With an economist's knowledge of anchoring, it's easy to understand that if you price handmade art (especially for something as unique as pictured) at a lower price, then people will see it as worth a lower price (having a lower value). Price it higher, and people see is as having a higher intrinsic value.


Also, if he sets the price at $250, that leaves room to bargain the price downwards.


Explain the Veblen effect to your nephew- he may reconsider the $70 price point when you explain the higher price may actually increase his candlestick's desirability...

Joshua Northey

I think he will want to price discriminate wildly based on who the customer is, where he is selling the product, et cetera.


Depends on how he is selling - at shows/fairs, retail, or wholesale.

My glass artists friends seem to end up selling either at fairs or out of their own stores - wholesale ends up giving up too much margin and control of product for a small shop.

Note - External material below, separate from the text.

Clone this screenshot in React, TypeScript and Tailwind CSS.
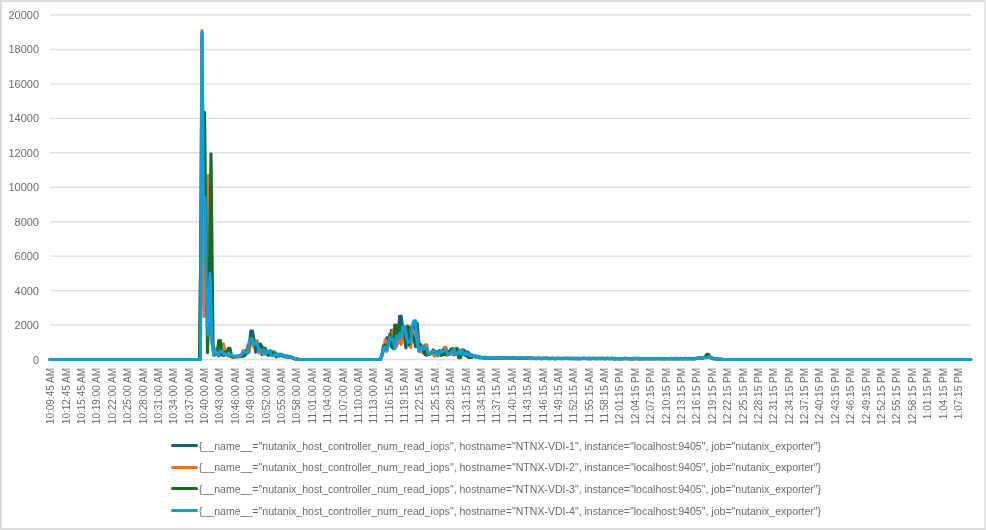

Larger production shops can survive on wholesale well.

The trick at shows is that there are really two markets - the "art" market and the "trinket" market. The trick is to have higher price point objects like this candlestick next to lower price, easy to produce items at $20-$30.

One of my friends makes beautiful bowls and vases at the $200 and up level, but also sells $25 glass irises for the trinket market. Her revenue per show is usually close to split between the products - fewer higher priced items sell and a large number of lower priced items. The higher price items have a halo effect on the more production oriented work.

Jeff Remson

I think it depends alot on the size of the candle sticks. I always said that glass is sold by the pound and have meant it only half jokingly. Chihuly, the great glass marketing genius, sells pieces from $3k to $300k depending on the size and complexity. This scale changes depending on who the artist is. One hour to make these two pieces is a pretty fast production rate for a glass blower. I doubt they'd sell for much more than the $70 per pair unless your nephew is a famous artist. I don't think he is. So much of what you can sell art on depends on who made it. If Josh Simpsom made these he could get $250 for them.